Last modified: Nov 19, 2024 By Alexander Williams

Python Pool Map: Pass Variables Efficiently in Parallel Processing

Working with Python's multiprocessing pool map can be tricky when passing variables. In this guide, we'll explore efficient ways to handle variable passing in parallel processing scenarios.

Understanding Pool Map Basics

The Pool.map() function in Python's multiprocessing module allows you to distribute tasks across multiple processes.

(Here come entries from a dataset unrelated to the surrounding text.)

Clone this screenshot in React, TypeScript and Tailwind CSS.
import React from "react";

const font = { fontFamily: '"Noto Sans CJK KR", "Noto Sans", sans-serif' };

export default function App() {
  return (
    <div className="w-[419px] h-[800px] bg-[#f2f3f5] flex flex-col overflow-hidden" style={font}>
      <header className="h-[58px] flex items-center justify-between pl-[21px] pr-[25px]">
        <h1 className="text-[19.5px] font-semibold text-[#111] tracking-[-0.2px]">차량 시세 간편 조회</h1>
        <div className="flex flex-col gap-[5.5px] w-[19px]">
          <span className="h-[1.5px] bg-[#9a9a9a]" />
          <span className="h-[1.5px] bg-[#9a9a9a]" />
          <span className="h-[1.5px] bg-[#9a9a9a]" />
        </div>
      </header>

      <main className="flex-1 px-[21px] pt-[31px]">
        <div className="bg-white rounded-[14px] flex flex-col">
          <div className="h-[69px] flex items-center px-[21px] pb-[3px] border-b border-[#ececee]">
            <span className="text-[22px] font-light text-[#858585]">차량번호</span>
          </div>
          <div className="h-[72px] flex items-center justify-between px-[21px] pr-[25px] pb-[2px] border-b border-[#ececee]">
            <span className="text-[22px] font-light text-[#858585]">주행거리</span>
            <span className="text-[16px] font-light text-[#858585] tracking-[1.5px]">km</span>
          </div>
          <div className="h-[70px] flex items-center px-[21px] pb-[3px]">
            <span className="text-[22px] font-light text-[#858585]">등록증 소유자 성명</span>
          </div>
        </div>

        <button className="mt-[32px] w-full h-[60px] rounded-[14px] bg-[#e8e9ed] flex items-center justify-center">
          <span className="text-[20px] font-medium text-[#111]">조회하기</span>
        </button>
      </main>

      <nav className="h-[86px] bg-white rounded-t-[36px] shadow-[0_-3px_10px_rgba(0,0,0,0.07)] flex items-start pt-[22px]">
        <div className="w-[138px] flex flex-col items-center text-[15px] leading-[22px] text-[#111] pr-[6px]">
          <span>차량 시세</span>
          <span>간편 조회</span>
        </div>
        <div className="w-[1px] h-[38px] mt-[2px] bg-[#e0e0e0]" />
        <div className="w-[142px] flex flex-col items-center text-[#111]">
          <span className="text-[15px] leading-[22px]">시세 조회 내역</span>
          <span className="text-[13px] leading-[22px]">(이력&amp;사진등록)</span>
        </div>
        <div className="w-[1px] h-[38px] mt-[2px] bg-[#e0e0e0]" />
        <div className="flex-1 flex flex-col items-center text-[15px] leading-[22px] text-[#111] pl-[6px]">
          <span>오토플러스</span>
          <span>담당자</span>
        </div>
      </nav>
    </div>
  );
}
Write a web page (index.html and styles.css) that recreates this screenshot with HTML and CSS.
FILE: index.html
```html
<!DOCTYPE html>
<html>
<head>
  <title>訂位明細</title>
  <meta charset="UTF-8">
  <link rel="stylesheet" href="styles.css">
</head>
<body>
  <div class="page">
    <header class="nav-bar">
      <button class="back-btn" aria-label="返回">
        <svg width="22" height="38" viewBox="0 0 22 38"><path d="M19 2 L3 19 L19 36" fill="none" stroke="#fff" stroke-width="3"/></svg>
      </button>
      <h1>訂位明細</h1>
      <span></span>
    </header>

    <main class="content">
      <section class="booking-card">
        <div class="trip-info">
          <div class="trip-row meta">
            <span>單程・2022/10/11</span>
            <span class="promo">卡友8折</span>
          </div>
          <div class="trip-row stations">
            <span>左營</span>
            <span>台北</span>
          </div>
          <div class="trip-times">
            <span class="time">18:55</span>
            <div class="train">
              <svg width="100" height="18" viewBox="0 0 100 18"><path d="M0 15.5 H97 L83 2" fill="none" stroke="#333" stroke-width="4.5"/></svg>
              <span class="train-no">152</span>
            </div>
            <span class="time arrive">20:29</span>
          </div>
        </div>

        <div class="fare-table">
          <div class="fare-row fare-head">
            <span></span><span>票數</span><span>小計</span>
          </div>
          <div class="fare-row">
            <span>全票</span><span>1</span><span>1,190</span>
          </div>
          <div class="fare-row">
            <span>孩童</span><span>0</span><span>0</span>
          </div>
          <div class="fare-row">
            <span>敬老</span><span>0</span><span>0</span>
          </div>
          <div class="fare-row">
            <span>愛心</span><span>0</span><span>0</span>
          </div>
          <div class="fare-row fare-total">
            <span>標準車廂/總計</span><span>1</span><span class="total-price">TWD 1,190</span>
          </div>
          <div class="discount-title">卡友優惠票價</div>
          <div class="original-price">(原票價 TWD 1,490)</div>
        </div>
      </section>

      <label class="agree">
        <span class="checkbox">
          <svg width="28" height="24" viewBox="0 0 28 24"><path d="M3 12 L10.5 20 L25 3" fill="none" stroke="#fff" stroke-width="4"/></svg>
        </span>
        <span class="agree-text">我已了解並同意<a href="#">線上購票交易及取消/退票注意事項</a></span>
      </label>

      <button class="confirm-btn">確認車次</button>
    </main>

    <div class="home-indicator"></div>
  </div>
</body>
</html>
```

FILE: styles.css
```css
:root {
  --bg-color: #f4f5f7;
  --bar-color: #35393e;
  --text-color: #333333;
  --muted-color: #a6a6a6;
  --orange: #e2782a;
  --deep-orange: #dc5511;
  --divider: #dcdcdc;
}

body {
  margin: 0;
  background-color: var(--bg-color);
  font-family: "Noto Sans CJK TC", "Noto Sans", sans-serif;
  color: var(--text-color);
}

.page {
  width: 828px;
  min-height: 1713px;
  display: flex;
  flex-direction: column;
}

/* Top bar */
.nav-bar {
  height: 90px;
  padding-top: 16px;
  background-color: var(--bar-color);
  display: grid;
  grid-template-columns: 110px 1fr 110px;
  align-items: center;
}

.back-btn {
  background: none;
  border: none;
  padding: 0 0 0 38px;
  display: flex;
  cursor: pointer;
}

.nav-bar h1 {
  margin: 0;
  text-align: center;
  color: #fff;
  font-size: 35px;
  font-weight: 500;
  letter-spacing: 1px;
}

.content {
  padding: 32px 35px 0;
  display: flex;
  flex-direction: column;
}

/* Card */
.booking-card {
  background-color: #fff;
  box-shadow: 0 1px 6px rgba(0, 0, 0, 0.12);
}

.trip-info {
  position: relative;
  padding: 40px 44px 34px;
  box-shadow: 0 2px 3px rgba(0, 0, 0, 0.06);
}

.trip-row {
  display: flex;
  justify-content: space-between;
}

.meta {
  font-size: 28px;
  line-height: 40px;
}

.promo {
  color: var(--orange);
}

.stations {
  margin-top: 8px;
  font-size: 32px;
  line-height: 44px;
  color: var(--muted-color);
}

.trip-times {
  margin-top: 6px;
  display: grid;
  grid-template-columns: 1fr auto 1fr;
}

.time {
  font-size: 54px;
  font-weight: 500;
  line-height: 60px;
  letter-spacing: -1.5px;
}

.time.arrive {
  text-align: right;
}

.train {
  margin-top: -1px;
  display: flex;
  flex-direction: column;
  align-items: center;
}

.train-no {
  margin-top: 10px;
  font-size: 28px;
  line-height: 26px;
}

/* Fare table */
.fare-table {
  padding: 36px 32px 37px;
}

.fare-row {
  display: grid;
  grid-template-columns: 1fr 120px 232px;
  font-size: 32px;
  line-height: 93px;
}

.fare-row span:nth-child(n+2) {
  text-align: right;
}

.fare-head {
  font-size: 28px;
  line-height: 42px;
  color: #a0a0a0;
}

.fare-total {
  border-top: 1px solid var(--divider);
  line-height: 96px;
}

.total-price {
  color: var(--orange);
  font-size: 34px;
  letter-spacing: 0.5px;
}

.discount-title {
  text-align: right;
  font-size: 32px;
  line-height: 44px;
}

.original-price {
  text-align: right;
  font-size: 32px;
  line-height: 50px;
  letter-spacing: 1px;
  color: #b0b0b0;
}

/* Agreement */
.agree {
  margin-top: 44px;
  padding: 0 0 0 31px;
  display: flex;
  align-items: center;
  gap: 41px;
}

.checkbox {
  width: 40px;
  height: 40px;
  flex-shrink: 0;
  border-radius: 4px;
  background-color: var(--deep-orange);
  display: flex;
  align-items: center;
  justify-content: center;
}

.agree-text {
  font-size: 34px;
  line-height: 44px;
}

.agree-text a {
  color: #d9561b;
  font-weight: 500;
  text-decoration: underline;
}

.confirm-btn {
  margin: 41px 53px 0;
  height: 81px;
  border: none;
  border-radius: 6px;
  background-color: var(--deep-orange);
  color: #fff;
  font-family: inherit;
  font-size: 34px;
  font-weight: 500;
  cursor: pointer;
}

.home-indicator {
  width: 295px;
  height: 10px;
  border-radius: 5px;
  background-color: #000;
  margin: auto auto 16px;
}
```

It's crucial to understand how to properly pass variables when using this feature.

For more insights on handling variables in Python, check out Understanding and Using Global Variables in Python.

Simple Pool Map Example


from multiprocessing import Pool

def process_item(x):
    return x * 2

if __name__ == '__main__':
    with Pool(4) as pool:  # Create pool with 4 processes
        numbers = [1, 2, 3, 4, 5]
        result = pool.map(process_item, numbers)
        print(result)


[2, 4, 6, 8, 10]

Passing Multiple Variables Using Wrapper Function

When you need to pass multiple variables to your pool map function, you can use a wrapper function or lambda. Here's how to do it effectively:


from multiprocessing import Pool
from functools import partial

def process_with_multiplier(x, multiplier):
    return x * multiplier

if __name__ == '__main__':
    numbers = [1, 2, 3, 4, 5]
    multiplier = 3
    
    # Using partial to fix the multiplier parameter
    func = partial(process_with_multiplier, multiplier=multiplier)
    
    with Pool(4) as pool:
        result = pool.map(func, numbers)
        print(result)


[3, 6, 9, 12, 15]

Using Tuples to Pass Multiple Arguments

Another approach is to pass tuples containing all necessary variables. This method is particularly useful when dealing with multiple variable values.


from multiprocessing import Pool

def process_tuple(args):
    number, multiplier, offset = args
    return number * multiplier + offset

if __name__ == '__main__':
    # Create list of tuples with arguments
    args_list = [(x, 2, 1) for x in range(1, 6)]  # (number, multiplier, offset)
    
    with Pool(4) as pool:
        result = pool.map(process_tuple, args_list)
        print(result)


[3, 5, 7, 9, 11]

Best Practices and Considerations

Always protect your main code with the if __name__ == '__main__': guard to prevent recursive imports in multiprocessing.

Be cautious with shared variables and consider using proper debugging techniques when working with pool map.

Conclusion

Pool map is a powerful tool for parallel processing in Python. By understanding these variable passing techniques, you can effectively implement parallel processing while maintaining clean and efficient code.